Increased mismatch of the femoral condyle and tibia could influence meniscus load and thus injury risk by two potential mechanisms. First, a relatively smaller tibial plateau would be expected to see increased pressure as load transfer is limited to a smaller area—potentially increasing load on the meniscus. In a related study, Suganuma et al. [20] found that increased medial femoral condylar length was a risk factor for non-healing of medial meniscal lesions in cases of isolated medial meniscus repair—possibly due to a similar mechanism of increased compartment motion and increased strain on the repaired meniscus.

The demographic and clinical analysis of the initial cohort showed a significant association between the existence of an MM lesion and a higher age, as well as an increased BMI. Age as a risk factor for meniscal injury is elsewhere often found in large meta-analyses of meniscal lesions [27, 28]. Tearing of MM seems to be significantly more common in sport-related trauma as shown in a recent study of Pezeshki et al. [29].

In regard to the frequency of meniscus tears by sex, it was found an increased incidence of lateral meniscus tears in males (29%) compared to females (14%) (p = 0.004). In their study, Feucht et al. [8] also noted that male sex was a risk factor for lateral meniscus tear in association with an ACL rupture. Similarly, Hede et al. [30] showed the incidence of isolated meniscus tears to be two times larger in males relative to females in their epidemiological study.

One reason for this difference in incidence of lateral meniscus tears based on sex may be differences in bony anatomy. In males, we showed a strong associate between lateral compartment incongruence (increase of the lateral plateau convexity and anteroposterior femorotibial discrepancy) and the presence of a LM tear, but such associates were weaker in females.

The clinical application of these results remains to be defined. Nevertheless, it would be interesting to know the existence of anatomical risk factors for meniscal lesions in high-level sports patients with ACL rupture. In fact, the increased risk of associated meniscal lesions would be a sufficient argument to precisely search a meniscal lesion on a MRI or CT scan and to track down it at the time of the reconstruction of the ACL in order to achieve a targeted suture, especially when it existed a longer time from injury than 6 months before surgery as showed by Di Vico et al. [31].
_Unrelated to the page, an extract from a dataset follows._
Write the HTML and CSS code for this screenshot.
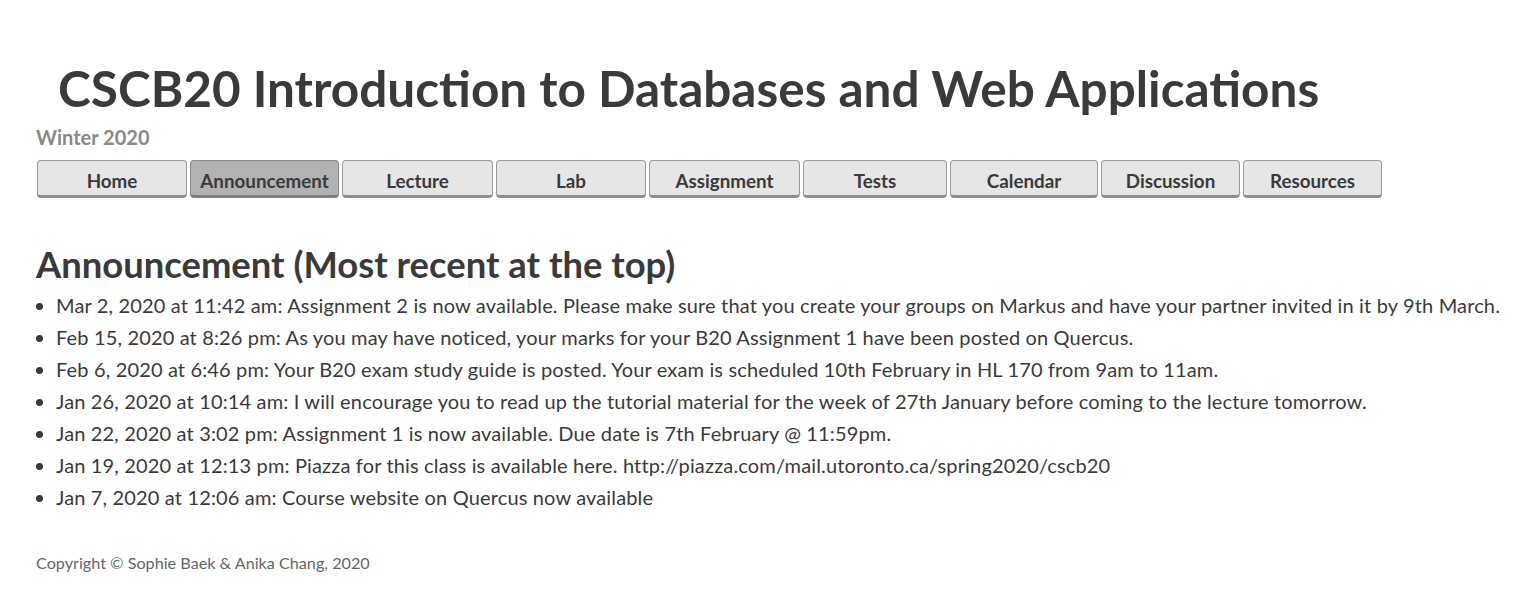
FILE: index.html
```html
<!DOCTYPE html>
<html lang="en">
<head>
<meta charset="utf-8">
<title>CSCB20</title>
<link rel="stylesheet" href="styles.css">
</head>
<body>
<div class="page">
  <header class="header">
    <h1 class="title">CSCB20 Introduction to Databases and Web Applications</h1>
    <div class="term">Winter 2020</div>
    <nav class="nav">
      <a class="btn w150" href="#">Home</a>
      <a class="btn active w149" href="#">Announcement</a>
      <a class="btn w151" href="#">Lecture</a>
      <a class="btn w150" href="#">Lab</a>
      <a class="btn w151" href="#">Assignment</a>
      <a class="btn w144" href="#">Tests</a>
      <a class="btn w148" href="#">Calendar</a>
      <a class="btn w139" href="#">Discussion</a>
      <a class="btn w139" href="#">Resources</a>
    </nav>
  </header>
  <main class="main">
    <h2 class="heading">Announcement (Most recent at the top)</h2>
    <ul class="list">
      <li>Mar 2, 2020 at 11:42 am: Assignment 2 is now available. Please make sure that you create your groups on Markus and have your partner invited in it by 9th March.</li>
      <li>Feb 15, 2020 at 8:26 pm: As you may have noticed, your marks for your B20 Assignment 1 have been posted on Quercus.</li>
      <li>Feb 6, 2020 at 6:46 pm: Your B20 exam study guide is posted. Your exam is scheduled 10th February in HL 170 from 9am to 11am.</li>
      <li>Jan 26, 2020 at 10:14 am: I will encourage you to read up the tutorial material for the week of 27th January before coming to the lecture tomorrow.</li>
      <li>Jan 22, 2020 at 3:02 pm: Assignment 1 is now available. Due date is 7th February @ 11:59pm.</li>
      <li>Jan 19, 2020 at 12:13 pm: Piazza for this class is available here. http://piazza.com/mail.utoronto.ca/spring2020/cscb20</li>
      <li>Jan 7, 2020 at 12:06 am: Course website on Quercus now available</li>
    </ul>
  </main>
  <footer class="footer">Copyright © Sophie Baek &amp; Anika Chang, 2020</footer>
</div>
</body>
</html>
```

FILE: styles.css
```css
html, body {
  margin: 0;
  padding: 0;
  background: #ffffff;
}
body {
  font-family: Lato, "Liberation Sans", sans-serif;
  color: #3a3a3a;
}
.page {
  padding: 0 2px 0 36px;
}
.title {
  margin: 0;
  padding: 60px 0 0 22px;
  font-size: 49.5px;
  line-height: 56px;
  font-weight: 700;
  color: #3a3a3a;
}
.term {
  margin-top: 9px;
  font-size: 20px;
  line-height: 24px;
  font-weight: 700;
  color: #888888;
}
.nav {
  display: flex;
  gap: 3px;
  margin-top: 11px;
  padding-left: 1px;
}
.btn {
  box-sizing: border-box;
  height: 38px;
  display: flex;
  align-items: flex-end;
  justify-content: center;
  padding-bottom: 3px;
  background: #e6e6e6;
  border: 1px solid #9a9a9a;
  border-bottom: 3px solid #8e8e8e;
  border-radius: 4px;
  color: #3a3a3a;
  font-size: 18.8px;
  font-weight: 700;
  text-decoration: none;
}
.btn.active {
  background: #b2b2b2;
  border-color: #8a8a8a;
  border-bottom-color: #7e7e7e;
}
.w150 { width: 150px; }
.w149 { width: 149px; }
.w151 { width: 151px; }
.w144 { width: 144px; }
.w148 { width: 148px; }
.w139 { width: 139px; }
.main {
  margin-top: 44px;
}
.heading {
  margin: 0;
  font-size: 36.4px;
  line-height: 44px;
  font-weight: 700;
  color: #3a3a3a;
}
.list {
  margin: 3px 0 0;
  padding-left: 20px;
  font-size: 20px;
  letter-spacing: 0.15px;
  line-height: 32px;
  color: #3a3a3a;
}
.footer {
  margin-top: 40px;
  font-size: 16.2px;
  line-height: 20px;
  color: #666666;
}
```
There are several potential weaknesses of this study. First, when measuring the compartment ratios and convexity and concavity, subchondral bone was utilized rather than articular cartilage because CT scans were used in this analysis. Second, the study includes more males than females, reducing available power to detect statistically significant differences in the female group.

Finally, the study’s retrospective nature induces bias concerning the definition of the chronicity of meniscus lesions. It is possible that some meniscus tears pre-existed the ACL and also possible that some meniscus injuries occurred following ACL injury while the patient was ACL-deficient. It is also possible that some meniscus lesions healed prior to treatment of the ACL. Patients with a delay between trauma and surgery of more than 6 months were not included to minimize the existence of later meniscal injury. Some studies have demonstrated the risk of second meniscal tear or degenerative tear due to chronic instability after ACL rupture is quite high 1 year following injury [32,33,34].

Despite these limitations, the current study shows that a sagittal femoral-tibial discrepancy is a risk factor of meniscal lesions associated with ACL rupture in the corresponding compartment. The lateral compartment in the male population appears to be the most at risk, associated with an increased lateral tibial convexity.

Conclusions

A greater anteroposterior length of the medial/lateral femoral condyle relative to the medial/lateral tibial plateau is associated with an increased risk of meniscus lesions in association with acute ACL rupture, especially for lateral meniscal injury in male patients.